Das natürliche Herz in einem jeden von uns hasst die Kraft des Kreuzes. Wir wünschen etwas zu haben, worauf das Auge ruhen kann. Wir suchen ein wenig Ehre. Das Kreuz aber steht allem Stolz und aller menschlichen Ehre entgegen, und deshalb lieben wir es nicht.
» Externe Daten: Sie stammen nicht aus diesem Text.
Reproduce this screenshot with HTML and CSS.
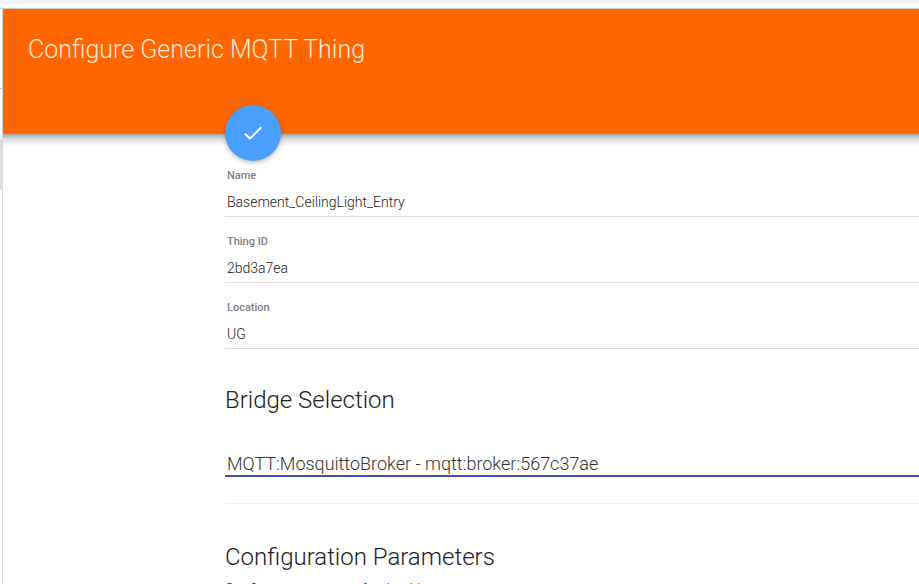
FILE: index.html
```html
<!DOCTYPE html>
<html lang="en">
<head>
<meta charset="utf-8">
<title>Configure Generic MQTT Thing</title>
<link rel="stylesheet" href="styles.css">
</head>
<body>
<div class="topbar"></div>
<div class="shell">
  <aside class="rail"><div class="rail-head"></div><div class="rail-item"></div></aside>
  <main class="page">
    <header class="header">
      <h1>Configure Generic MQTT Thing</h1>
      <button class="fab" type="submit" form="thing" aria-label="Save">
        <svg viewBox="0 0 24 24" width="24" height="24" aria-hidden="true"><path fill="#fff" d="M9 16.17 4.83 12l-1.42 1.41L9 19 21 7l-1.41-1.41z"/></svg>
      </button>
    </header>
    <form class="content" id="thing">
      <div class="field"><label for="name">Name</label><input id="name" value="Basement_CeilingLight_Entry"></div>
      <div class="field"><label for="uid">Thing ID</label><input id="uid" value="2bd3a7ea"></div>
      <div class="field"><label for="location">Location</label><input id="location" value="UG"></div>
      <section class="bridge">
        <h2 id="bridge-title">Bridge Selection</h2>
        <select aria-labelledby="bridge-title"><option>MQTT:MosquittoBroker - mqtt:broker:567c37ae</option></select>
      </section>
      <section class="params">
        <h2>Configuration Parameters</h2>
        <p>Configure parameters for the thing.</p>
      </section>
    </form>
  </main>
</div>
</body>
</html>
```
FILE: styles.css
```css
* { box-sizing: border-box; }
html, body { height: 100%; }
body {
  margin: 0;
  display: flex;
  flex-direction: column;
  overflow: hidden;
  background: #fff;
  color: #212121;
  font-family: Roboto, sans-serif;
  font-weight: 300;
}
.topbar {
  flex: none;
  height: 9px;
  background: #fff;
  border-top: 4px solid #f1f3f6;
  border-bottom: 1px solid #ccc;
}
.shell { flex: 1; min-height: 0; display: flex; }
.rail { flex: none; width: 3px; border-right: 1px solid #d8d8dc; }
.rail-head { height: 80px; border-bottom: 1px solid #c4c4c4; }
.rail-item { height: 50px; margin-top: 50px; background: #ddd; }
.page { flex: 1; min-width: 0; }
.header {
  position: relative;
  height: 125px;
  padding: 25px;
  background: #f60;
}
.header::after {
  content: "";
  position: absolute;
  top: 100%;
  left: 0;
  right: 0;
  height: 12px;
  background: linear-gradient(rgba(0, 0, 0, .34), rgba(0, 0, 0, .12) 45%, transparent);
}
h1, h2 { margin: 0; font-weight: 300; font-size: 24px; line-height: 32px; }
h1 { color: rgba(255, 255, 255, .87); font-size: 25px; }
.fab {
  position: absolute;
  z-index: 1;
  left: 222px;
  bottom: -27px;
  width: 56px;
  height: 56px;
  padding: 0;
  display: grid;
  place-items: center;
  border: 0;
  border-radius: 50%;
  background: #4b9ffc;
  box-shadow: 0 2px 5px rgba(0, 0, 0, .26);
}
.content { padding: 33px 0 0 222px; }
.field { height: 66px; }
.field label {
  display: block;
  padding-left: 2px;
  font-size: 11px;
  line-height: 18px;
  font-weight: 500;
  color: #808080;
}
.field input, select {
  display: block;
  width: 100%;
  border: 0;
  border-radius: 0;
  outline: 0;
  background: transparent;
  font-family: inherit;
  font-weight: 300;
}
.field input {
  height: 32px;
  padding: 2px 2px 0;
  border-bottom: 1px solid #ddd;
  font-size: 14px;
  color: #212121;
}
.bridge { padding-top: 19px; border-bottom: 1px solid #eee; }
select {
  height: 28px;
  margin: 33px 0 26px;
  padding: 2px 2px 0;
  appearance: none;
  border-bottom: 2px solid #3f51b5;
  font-size: 18px;
  color: #333;
}
.params { padding-top: 37px; }
.params p { margin: 4px 0 0; font-size: 14px; line-height: 24px; }
```
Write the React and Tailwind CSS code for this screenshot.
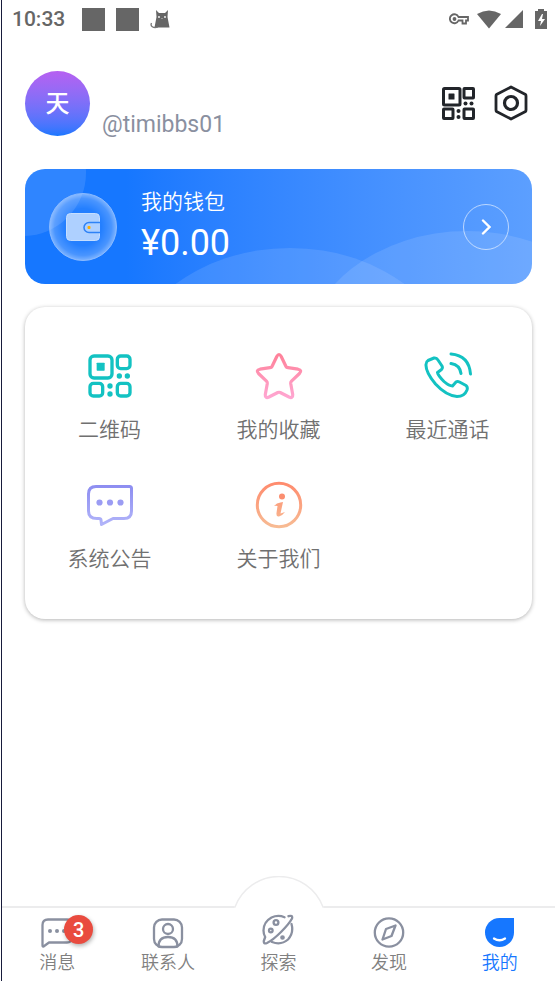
import React from "react";

const TEXT = "font-['Roboto','Noto_Sans_CJK_SC',sans-serif]";

function QrIcon({ className, stroke, width = 5, round = 3 }) {
  return (
    <svg viewBox="0 0 66 66" fill="none" stroke={stroke} strokeWidth={width} strokeLinejoin="round" className={className} aria-hidden="true">
      <rect x="3" y="3" width="33" height="33" rx={round + 1} />
      <rect x="44" y="3" width="19" height="19" rx={round} />
      <rect x="3" y="44" width="19" height="19" rx={round} />
      <rect x="44" y="44" width="19" height="19" rx={round} />
      <g fill={stroke} stroke="none">
        <rect x="13" y="13" width="12" height="12" rx="1" />
        <circle cx="47" cy="33" r="4" />
        <circle cx="59" cy="33" r="4" />
        <circle cx="33" cy="48" r="4" />
        <circle cx="33" cy="60" r="4" />
      </g>
    </svg>
  );
}

function StatusBar() {
  return (
    <div className="flex h-[38px] items-center justify-between pr-2 pl-[10px] text-[#666]">
      <div className="flex items-center">
        <span className="w-[70px] text-[21px] font-medium leading-6">10:33</span>
        <span className="size-[23px] bg-[#666]" />
        <span className="ml-[11px] size-[23px] bg-[#666]" />
        <svg viewBox="0 0 20 20" className="ml-[11px] size-5" fill="#666" aria-hidden="true">
          <path d="M4.500 18.500 6.500 8 6 1 9 4H15L18 1 17.500 8 19.500 18.500Z" />
          <path d="M8 18C3 19.500 0 17 1.500 14" stroke="#777" strokeWidth="1.300" fill="none" />
          <circle cx="9" cy="8" r="0.900" fill="#fff" />
          <circle cx="15" cy="8" r="0.900" fill="#fff" />
          <path d="M11.500 9.500h1" stroke="#ddd" strokeWidth="0.800" />
        </svg>
      </div>
      <div className="flex items-center">
        <svg viewBox="0 0 20 12" className="h-3 w-5" fill="none" stroke="#666" strokeWidth="1.800" aria-hidden="true">
          <path d="M9.500 4H19V7.500H17V10.500H13.500V7.500H9.500A4.500 4.500 0 1 1 9.500 4Z" />
          <circle cx="5.500" cy="6" r="1" />
        </svg>
        <svg viewBox="0 0 24 19" className="ml-2 h-[19px] w-6" fill="#666" aria-hidden="true">
          <path d="M0 4Q12-3 24 4L12 18.500Z" />
        </svg>
        <svg viewBox="0 0 18 18" className="ml-1 size-[18px]" fill="#666" aria-hidden="true">
          <path d="M18 0V18H0Z" />
        </svg>
        <svg viewBox="0 0 12 20" className="ml-3 h-5 w-3" fill="#666" aria-hidden="true">
          <path d="M3 0h6v2h3v18H0V2h3Z" />
          <path d="M7 5 3 12h3l-1 5 5-7H7l1-5Z" fill="#fff" />
        </svg>
      </div>
    </div>
  );
}

function Profile() {
  return (
    <header className="mx-[23px] mt-[33px] flex h-[66px] items-start">
      <div className="flex size-[65px] items-center justify-center rounded-full bg-linear-to-b from-[#b660f1] to-[#1677ff] text-2xl font-medium text-white">天</div>
      <span className="mt-10 ml-3 text-[23px] leading-7 text-[#8a90a0]">@timibbs01</span>
      <button type="button" aria-label="二维码" className="mt-4 ml-auto">
        <QrIcon stroke="#22252a" width={6} round={1} className="size-[33px]" />
      </button>
      <button type="button" aria-label="设置" className="mt-3.5 mr-1 ml-[19px]">
        <svg viewBox="0 0 34 36" className="h-9 w-[34px]" fill="none" stroke="#22252a" strokeWidth="2.800" strokeLinejoin="round" aria-hidden="true">
          <path d="M17 2 31.500 9.500Q32 10 32 11V25Q32 26 31.500 26.500L17 34 2.500 26.500Q2 26 2 25V11Q2 10 2.500 9.500Z" />
          <circle cx="17" cy="18" r="6.500" strokeWidth="3.200" />
        </svg>
      </button>
    </header>
  );
}

function Wallet() {
  return (
    <section className="relative mx-[23px] mt-8 h-[115px] overflow-hidden rounded-[20px] bg-linear-to-r from-[#1677ff] from-20% to-[#5c9fff] text-white">
      <svg viewBox="0 0 507 115" preserveAspectRatio="none" className="absolute inset-0 size-full" fill="#fff" fillOpacity="0.110" aria-hidden="true">
        <circle cx="-2" cy="4" r="63" />
        <ellipse cx="265" cy="215" rx="169" ry="136" />
        <ellipse cx="442" cy="192" rx="164" ry="130" />
      </svg>
      <div className="relative flex h-full items-center pr-[23px] pl-6">
        <svg viewBox="0 0 68 68" className="size-[68px]" aria-hidden="true">
          <defs>
            <radialGradient id="walletGlow">
              <stop offset="0.550" stopColor="#fff" stopOpacity="0.060" />
              <stop offset="0.850" stopColor="#fff" stopOpacity="0.220" />
              <stop offset="1" stopColor="#fff" stopOpacity="0.450" />
            </radialGradient>
          </defs>
          <circle cx="34" cy="34" r="33.500" fill="url(#walletGlow)" stroke="#8abaff" strokeWidth="1" />
          <rect x="17.500" y="20.500" width="33" height="27" rx="4" fill="#aed0ff" stroke="#c5deff" />
          <path d="M51 29.500H40a5 5 0 0 0 0 10H51" fill="#aed0ff" stroke="#2e82f6" strokeWidth="1.500" />
          <rect x="38.500" y="33" width="3" height="3" rx="1" fill="#ffb000" />
        </svg>
        <div className="ml-6">
          <h2 className="text-[21px] font-[350] leading-7">我的钱包</h2>
          <p className="mt-1 text-4xl leading-[46px]">¥0.00</p>
        </div>
        <button type="button" aria-label="打开钱包" className="ml-auto flex size-[46px] items-center justify-center rounded-full border border-white/60">
          <svg viewBox="0 0 10 16" className="h-4 w-2.5" fill="none" stroke="#fff" strokeWidth="2.400" strokeLinecap="round" aria-hidden="true">
            <path d="m2 1.500 6.500 6.500L2 14.500" />
          </svg>
        </button>
      </div>
    </section>
  );
}

function Gradient({ id, from, to }) {
  return (
    <defs>
      <linearGradient id={id} x1="0" y1="0" x2="0" y2="48" gradientUnits="userSpaceOnUse">
        <stop stopColor={from} />
        <stop offset="1" stopColor={to} />
      </linearGradient>
    </defs>
  );
}

const services = [
  {
    label: "二维码",
    icon: (
      <span className="flex size-12 items-center justify-center">
        <QrIcon stroke="#13c2c2" width={5} round={5} className="size-11" />
      </span>
    ),
  },
  {
    label: "我的收藏",
    icon: (
      <svg viewBox="0 0 48 48" className="size-12" fill="none" strokeWidth="3.200" strokeLinejoin="round" aria-hidden="true">
        <Gradient id="star" from="#ff7f96" to="#ffa8d4" />
        <path stroke="url(#star)" d="M21.800 4.500Q24 .5 26.200 4.500L31 14.500Q31.500 15.500 33 15.700L43 17.200Q47.500 18.200 44.500 21.500L36.500 29.200Q35.500 30.200 35.700 31.500L37.700 42.500Q38 46.800 34 45L25.200 40.500Q24 40 22.800 40.500L14 45Q10 46.800 10.300 42.500L12.300 31.500Q12.500 30.200 11.500 29.200L3.500 21.500Q.5 18.200 5 17.200L15 15.700Q16.500 15.500 17 14.500Z" />
      </svg>
    ),
  },
  {
    label: "最近通话",
    icon: (
      <svg viewBox="0 0 48 48" className="size-12" fill="none" stroke="#13c2c2" strokeWidth="3" strokeLinecap="round" strokeLinejoin="round" aria-hidden="true">
        <path d="M4 8.500 10 6Q12.500 5.500 14 8L18 14Q19 16 17.500 17.500L13.500 20.500Q14 23.500 20 29.500 25 34 28.500 34L32 30Q33.500 29 35.500 30L42 33.500Q44 35 43 38 40.500 44.500 33 44.500 22 43.500 11.500 32 1.500 20 2 12.500 2.200 9.500 4 8.500Z" />
        <path d="M27 2Q45 3.500 46.500 22M27 11.500Q36 13 37 21.500" />
      </svg>
    ),
  },
  {
    label: "系统公告",
    icon: (
      <svg viewBox="0 0 48 48" className="size-12" fill="none" strokeWidth="3" strokeLinejoin="round" aria-hidden="true">
        <Gradient id="notice" from="#8989f0" to="#b5b8fa" />
        <path stroke="url(#notice)" d="M10 5.500H43.500Q45.500 5.500 45.500 7.500V30Q45.500 37.500 38 37.500H27L15.500 43.500 15 39Q14.800 37.500 13 37.500H11Q2.500 37.500 2.500 30V13Q2.500 5.500 10 5.500Z" />
        <g fill="#9b9cf3">
          <circle cx="13.500" cy="21.500" r="3.100" />
          <circle cx="24" cy="21.500" r="3.100" />
          <circle cx="34.500" cy="21.500" r="3.100" />
        </g>
      </svg>
    ),
  },
  {
    label: "关于我们",
    icon: (
      <svg viewBox="0 0 48 48" className="size-12" fill="none" aria-hidden="true">
        <Gradient id="about" from="#ff896c" to="#f7bd95" />
        <circle cx="24" cy="24" r="21.700" stroke="url(#about)" strokeWidth="3" />
        <circle cx="27" cy="15.500" r="3" fill="#fb8e70" />
        <path fill="url(#about)" d="M28 21Q26 21 22 22.500L19 25Q21 24.500 22.500 25L21.500 32Q21 36 24 35.500 27 35 30 31L25.500 32.500Z" />
      </svg>
    ),
  },
];

function Services() {
  return (
    <section className="mx-[23px] mt-[23px] grid grid-cols-3 gap-y-9 rounded-[20px] bg-white pt-[45px] pb-[45px] shadow-[0_1px_4px_rgba(0,0,0,0.3)]">
      {services.map(({ label, icon }) => (
        <button type="button" key={label} className="flex flex-col items-center gap-[15px] text-[21px] font-[350] leading-[30px] text-[#707070]">
          {icon}
          <span>{label}</span>
        </button>
      ))}
    </section>
  );
}

const tabs = [
  {
    label: "消息",
    badge: 3,
    icon: (
      <>
        <path d="M7 2.500H26Q30.500 2.500 30.500 7V21Q30.500 25.500 26 25.500H8L2.500 29.500Q1.500 30 1.500 28V8Q1.500 2.500 7 2.500Z" />
        <g fill="#8a90a0" stroke="none">
          <circle cx="9" cy="14" r="2" />
          <circle cx="16" cy="14" r="2" />
          <circle cx="23" cy="14" r="2" />
        </g>
      </>
    ),
  },
  {
    label: "联系人",
    icon: (
      <>
        <rect x="2" y="2.500" width="28" height="27.500" rx="8" />
        <circle cx="16" cy="12" r="5" />
        <path d="M6.500 29.500Q6.500 20 16 20T25.500 29.500" />
      </>
    ),
  },
  {
    label: "探索",
    raised: true,
    icon: (
      <>
        <path d="M22.500 3.200Q16 .5 9.500 3.500 1.500 8 1.500 16.500 1.500 20 3.200 23L1.800 27Q1.500 30.500 5 29 11 26 19 18T30 4.500Q31 .8 26.500 2.200M29.500 10Q32 19 26 25.500 19 31.500 10 28" />
        <circle cx="14" cy="8.500" r="2.400" />
        <circle cx="8.800" cy="16.500" r="1.800" />
        <circle cx="20.500" cy="23.500" r="1.200" />
      </>
    ),
  },
  {
    label: "发现",
    icon: (
      <>
        <circle cx="16" cy="15.500" r="14.200" />
        <path d="M22.500 8.500 18.500 19 9.500 22.500 13 12Z" />
      </>
    ),
  },
  {
    label: "我的",
    active: true,
    icon: (
      <>
        <path d="M15.500 1H30V15.500A14.500 14.500 0 1 1 15.500 1Z" fill="#1677ff" stroke="none" />
        <path d="M10 21.500Q15.500 25 21 21.500" stroke="#fff" strokeLinecap="round" />
      </>
    ),
  },
];

function TabBar() {
  return (
    <nav className="mt-auto">
      <div className="flex h-8 items-end">
        <div className="h-0.5 flex-1 bg-[#ececed]" />
        <svg viewBox="0 0 90 32" className="h-8 w-[90px]" fill="none" stroke="#ececed" strokeWidth="1.500" aria-hidden="true">
          <path d="M0 31H1A47 47 0 0 1 89 31H90" />
        </svg>
        <div className="h-0.5 flex-1 bg-[#ececed]" />
      </div>
      <div className="grid h-[73px] grid-cols-5">
        {tabs.map(({ label, icon, badge, active, raised }) => (
          <button
            type="button"
            key={label}
            aria-current={active ? "page" : undefined}
            className={`flex flex-col items-center text-lg font-[350] leading-7 ${active ? "text-[#1677ff]" : "text-[#808080]"}`}
          >
            <span className={`relative flex h-[41px] ${raised ? "items-start pt-1.5" : "items-end"}`}>
              <svg viewBox="0 0 32 32" className="size-8" fill="none" stroke="#8a90a0" strokeWidth="2.300" strokeLinecap="round" strokeLinejoin="round" aria-hidden="true">
                {icon}
              </svg>
              {badge && (
                <span className="absolute top-[7px] left-[23px] flex size-[29px] items-center justify-center rounded-full bg-[#e94b3f] text-xl font-medium text-white shadow-[1px_2px_4px_rgba(0,0,0,0.3)]">{badge}</span>
              )}
            </span>
            <span>{label}</span>
          </button>
        ))}
      </div>
    </nav>
  );
}

export default function App() {
  return (
    <div className={`flex min-h-screen bg-white ${TEXT}`}>
      <div className="ml-px w-px bg-[#171b3b]" />
      <main className="flex min-w-0 flex-1 flex-col">
        <StatusBar />
        <Profile />
        <Wallet />
        <Services />
        <TabBar />
      </main>
    </div>
  );
}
Fragen wir uns selbst, Geliebte, ob wir wirklich zufrieden sind, das Kreuz in dieser seiner wahren Gestalt auf uns zu nehmen und zu sagen: Ich wünsche nichts mehr? „Von mir aber sei es fern, mich zu rühmen, als nur des Kreuzes unseres Herrn Jesus Christus, durch den mir die Welt gekreuzigt ist, und ich der Welt.“ Möchten doch unsere Seelen stets in dieser gesegneten Zuversicht ruhen: Der Herr Jesus ist unser immerwährendes Teil, und zu ruhen in Ihm heißt ruhen in Gott, und „Gott ist Liebe.“ Diese Liebe aber werden wir umso völliger genießen, je mehr wir von allem anderen entblößt sind. Ehre, Talent, Gelehrsamkeit, Reichtum, Freunde, Ansehen und etwas der Art, was den natürlichen Menschen ergötzt, ist sehr geeignet, den Stolz in uns zu nähren, und Christus weniger kostbar und den Genuss seiner Liebe weniger völlig zu machen. Deshalb wolle der treue Herr uns reichlich zu erkennen geben, was es heißt, mit der Welt gekreuzigt zu sein, aber lasst uns auch, geliebte Brüder, stets Gott preisen für alles, was uns erniedrigt.